:: Short problem ::
Report every line from the material that contains the word "React".
- - - - - - -
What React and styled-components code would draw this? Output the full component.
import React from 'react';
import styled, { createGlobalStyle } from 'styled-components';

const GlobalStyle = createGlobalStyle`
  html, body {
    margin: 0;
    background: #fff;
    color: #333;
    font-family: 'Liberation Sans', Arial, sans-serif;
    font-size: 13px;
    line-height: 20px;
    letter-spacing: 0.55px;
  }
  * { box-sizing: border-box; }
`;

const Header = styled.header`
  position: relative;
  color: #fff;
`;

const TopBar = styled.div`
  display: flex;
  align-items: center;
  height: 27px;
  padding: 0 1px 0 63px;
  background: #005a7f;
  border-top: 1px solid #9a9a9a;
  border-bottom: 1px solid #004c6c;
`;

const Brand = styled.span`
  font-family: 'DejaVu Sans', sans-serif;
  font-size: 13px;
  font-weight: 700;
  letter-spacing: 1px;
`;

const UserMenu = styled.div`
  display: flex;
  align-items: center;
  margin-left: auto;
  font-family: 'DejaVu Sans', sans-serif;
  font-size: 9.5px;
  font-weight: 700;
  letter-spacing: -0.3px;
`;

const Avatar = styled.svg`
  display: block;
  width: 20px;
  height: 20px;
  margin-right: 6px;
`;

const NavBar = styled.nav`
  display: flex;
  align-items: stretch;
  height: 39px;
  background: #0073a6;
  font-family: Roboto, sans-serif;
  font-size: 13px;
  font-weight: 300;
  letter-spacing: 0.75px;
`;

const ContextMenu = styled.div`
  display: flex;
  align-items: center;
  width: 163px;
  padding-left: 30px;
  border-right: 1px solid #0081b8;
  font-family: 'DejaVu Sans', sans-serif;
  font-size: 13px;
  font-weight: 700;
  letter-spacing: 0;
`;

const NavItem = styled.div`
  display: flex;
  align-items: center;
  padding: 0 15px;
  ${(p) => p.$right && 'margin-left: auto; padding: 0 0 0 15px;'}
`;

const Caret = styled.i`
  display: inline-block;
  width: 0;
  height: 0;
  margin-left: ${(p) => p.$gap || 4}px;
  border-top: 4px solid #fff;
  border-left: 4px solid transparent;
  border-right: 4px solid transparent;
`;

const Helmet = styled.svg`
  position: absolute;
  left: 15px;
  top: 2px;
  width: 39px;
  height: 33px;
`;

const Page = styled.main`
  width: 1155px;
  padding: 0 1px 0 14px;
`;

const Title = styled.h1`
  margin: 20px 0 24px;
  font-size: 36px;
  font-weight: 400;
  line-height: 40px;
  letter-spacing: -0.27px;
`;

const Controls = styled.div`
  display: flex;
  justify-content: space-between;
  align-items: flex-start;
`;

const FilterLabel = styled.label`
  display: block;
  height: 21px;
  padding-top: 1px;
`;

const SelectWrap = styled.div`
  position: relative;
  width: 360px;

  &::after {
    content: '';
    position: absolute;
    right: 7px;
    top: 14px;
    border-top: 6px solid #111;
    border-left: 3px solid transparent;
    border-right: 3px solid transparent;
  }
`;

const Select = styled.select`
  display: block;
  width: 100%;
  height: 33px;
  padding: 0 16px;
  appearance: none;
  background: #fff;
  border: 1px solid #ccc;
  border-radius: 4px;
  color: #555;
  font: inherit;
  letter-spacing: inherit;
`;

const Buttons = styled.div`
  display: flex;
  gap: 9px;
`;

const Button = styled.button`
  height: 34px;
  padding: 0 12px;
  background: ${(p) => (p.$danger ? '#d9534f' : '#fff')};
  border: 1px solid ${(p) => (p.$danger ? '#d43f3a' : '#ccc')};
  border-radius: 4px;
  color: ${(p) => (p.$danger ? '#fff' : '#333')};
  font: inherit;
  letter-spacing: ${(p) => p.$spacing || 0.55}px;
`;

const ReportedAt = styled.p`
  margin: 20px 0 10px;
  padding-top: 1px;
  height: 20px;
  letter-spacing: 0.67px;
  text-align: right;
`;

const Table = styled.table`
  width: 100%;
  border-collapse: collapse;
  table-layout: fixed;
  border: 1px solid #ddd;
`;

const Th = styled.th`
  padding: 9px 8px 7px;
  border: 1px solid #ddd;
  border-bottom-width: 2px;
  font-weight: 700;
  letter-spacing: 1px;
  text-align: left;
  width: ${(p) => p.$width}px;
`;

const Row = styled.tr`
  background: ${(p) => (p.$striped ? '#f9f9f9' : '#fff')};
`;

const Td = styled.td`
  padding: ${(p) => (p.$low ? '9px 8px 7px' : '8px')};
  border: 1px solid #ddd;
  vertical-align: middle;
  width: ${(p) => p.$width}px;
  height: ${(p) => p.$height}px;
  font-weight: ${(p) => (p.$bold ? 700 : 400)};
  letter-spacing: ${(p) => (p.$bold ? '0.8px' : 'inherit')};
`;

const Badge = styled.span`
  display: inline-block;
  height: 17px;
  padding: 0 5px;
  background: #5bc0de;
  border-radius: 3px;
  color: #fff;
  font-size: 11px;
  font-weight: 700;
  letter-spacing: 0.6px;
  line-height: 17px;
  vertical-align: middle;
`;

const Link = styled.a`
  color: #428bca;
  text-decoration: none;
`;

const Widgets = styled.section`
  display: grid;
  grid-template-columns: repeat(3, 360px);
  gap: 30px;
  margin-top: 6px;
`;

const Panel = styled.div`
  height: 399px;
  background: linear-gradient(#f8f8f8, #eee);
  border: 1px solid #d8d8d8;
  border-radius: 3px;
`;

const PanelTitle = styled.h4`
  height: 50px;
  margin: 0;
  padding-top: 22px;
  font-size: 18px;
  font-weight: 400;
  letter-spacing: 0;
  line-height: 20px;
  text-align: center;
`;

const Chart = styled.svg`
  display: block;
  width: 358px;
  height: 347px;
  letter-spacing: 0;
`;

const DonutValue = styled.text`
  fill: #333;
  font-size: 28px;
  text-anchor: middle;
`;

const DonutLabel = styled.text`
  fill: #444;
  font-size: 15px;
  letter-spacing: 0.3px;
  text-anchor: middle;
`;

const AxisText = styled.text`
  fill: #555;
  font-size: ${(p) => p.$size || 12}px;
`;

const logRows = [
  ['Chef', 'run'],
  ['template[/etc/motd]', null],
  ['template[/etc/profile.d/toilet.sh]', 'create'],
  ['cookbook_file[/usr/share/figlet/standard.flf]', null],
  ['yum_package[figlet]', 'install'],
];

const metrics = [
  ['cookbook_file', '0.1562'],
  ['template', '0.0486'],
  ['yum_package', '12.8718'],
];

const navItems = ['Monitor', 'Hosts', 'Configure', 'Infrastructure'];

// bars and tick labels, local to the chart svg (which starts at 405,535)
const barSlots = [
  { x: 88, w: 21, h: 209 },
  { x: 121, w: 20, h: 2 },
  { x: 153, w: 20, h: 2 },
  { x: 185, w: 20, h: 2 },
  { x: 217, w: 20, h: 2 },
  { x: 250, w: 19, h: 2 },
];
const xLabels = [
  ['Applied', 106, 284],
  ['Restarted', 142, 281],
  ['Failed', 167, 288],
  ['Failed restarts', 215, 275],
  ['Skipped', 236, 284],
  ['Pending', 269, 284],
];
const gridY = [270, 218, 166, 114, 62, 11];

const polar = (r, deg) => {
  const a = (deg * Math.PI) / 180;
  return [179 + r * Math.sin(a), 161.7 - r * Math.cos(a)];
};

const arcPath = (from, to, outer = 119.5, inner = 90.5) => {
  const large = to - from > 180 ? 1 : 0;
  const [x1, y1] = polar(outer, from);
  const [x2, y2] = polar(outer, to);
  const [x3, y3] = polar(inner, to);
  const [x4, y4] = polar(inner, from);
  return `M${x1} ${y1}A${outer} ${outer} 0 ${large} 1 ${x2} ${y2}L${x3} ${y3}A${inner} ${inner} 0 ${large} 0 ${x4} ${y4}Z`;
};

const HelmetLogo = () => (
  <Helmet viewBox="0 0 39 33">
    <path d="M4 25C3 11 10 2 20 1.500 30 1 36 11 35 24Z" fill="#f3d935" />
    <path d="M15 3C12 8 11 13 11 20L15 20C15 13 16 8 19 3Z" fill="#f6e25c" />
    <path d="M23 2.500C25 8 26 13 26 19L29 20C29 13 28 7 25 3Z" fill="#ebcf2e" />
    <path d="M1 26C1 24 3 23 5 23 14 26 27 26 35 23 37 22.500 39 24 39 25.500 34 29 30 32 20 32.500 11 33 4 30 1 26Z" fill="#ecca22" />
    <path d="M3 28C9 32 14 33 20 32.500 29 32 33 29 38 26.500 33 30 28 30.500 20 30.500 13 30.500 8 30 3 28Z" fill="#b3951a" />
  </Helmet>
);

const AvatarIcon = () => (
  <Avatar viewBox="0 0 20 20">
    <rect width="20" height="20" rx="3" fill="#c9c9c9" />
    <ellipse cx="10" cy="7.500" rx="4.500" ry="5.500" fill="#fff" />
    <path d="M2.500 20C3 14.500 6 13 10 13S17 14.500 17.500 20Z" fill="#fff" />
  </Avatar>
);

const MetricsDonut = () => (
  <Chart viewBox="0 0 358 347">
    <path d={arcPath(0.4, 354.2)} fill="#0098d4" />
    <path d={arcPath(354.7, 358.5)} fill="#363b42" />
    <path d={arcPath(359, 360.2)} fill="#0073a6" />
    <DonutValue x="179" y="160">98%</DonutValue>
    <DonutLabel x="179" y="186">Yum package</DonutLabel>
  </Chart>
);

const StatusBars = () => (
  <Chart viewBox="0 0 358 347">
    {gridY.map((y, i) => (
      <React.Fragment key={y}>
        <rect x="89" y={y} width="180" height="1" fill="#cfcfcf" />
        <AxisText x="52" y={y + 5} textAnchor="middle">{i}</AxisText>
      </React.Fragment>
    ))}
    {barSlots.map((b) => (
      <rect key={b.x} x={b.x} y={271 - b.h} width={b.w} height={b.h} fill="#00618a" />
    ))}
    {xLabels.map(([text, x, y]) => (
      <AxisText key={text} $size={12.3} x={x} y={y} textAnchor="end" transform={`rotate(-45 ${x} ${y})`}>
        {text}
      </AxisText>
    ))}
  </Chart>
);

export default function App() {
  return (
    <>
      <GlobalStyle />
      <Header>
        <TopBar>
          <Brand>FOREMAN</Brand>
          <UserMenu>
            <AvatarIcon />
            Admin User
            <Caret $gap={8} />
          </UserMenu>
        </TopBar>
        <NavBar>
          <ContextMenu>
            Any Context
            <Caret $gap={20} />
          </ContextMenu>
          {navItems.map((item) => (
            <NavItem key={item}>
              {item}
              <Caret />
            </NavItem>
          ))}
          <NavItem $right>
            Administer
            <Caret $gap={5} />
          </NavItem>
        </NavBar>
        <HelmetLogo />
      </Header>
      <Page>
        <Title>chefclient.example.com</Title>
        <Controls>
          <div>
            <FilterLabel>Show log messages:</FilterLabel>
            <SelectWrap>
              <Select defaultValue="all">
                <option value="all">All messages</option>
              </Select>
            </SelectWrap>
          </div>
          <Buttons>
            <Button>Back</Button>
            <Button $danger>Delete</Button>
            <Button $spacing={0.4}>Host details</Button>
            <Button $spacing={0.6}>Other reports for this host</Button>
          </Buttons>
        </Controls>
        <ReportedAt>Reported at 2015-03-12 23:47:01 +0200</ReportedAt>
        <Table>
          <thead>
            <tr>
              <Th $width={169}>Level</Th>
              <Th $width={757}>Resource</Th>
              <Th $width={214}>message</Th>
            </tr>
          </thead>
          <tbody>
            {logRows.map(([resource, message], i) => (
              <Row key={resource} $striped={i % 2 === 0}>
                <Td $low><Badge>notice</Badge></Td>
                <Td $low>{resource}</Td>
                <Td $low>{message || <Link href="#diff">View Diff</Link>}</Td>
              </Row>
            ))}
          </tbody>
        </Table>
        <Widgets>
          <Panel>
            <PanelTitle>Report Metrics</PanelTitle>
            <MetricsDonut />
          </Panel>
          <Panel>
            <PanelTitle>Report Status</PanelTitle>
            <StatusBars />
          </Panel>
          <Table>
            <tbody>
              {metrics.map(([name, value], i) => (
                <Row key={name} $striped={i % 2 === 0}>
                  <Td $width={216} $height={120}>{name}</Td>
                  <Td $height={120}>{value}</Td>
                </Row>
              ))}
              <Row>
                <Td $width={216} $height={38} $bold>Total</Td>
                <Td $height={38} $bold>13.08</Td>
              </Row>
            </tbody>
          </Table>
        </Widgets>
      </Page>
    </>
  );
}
- - - - - - -
:: The solution ::
What React and styled-components code would draw this? Output the full component.
import React from 'react';
      <React.Fragment key={y}>
      </React.Fragment>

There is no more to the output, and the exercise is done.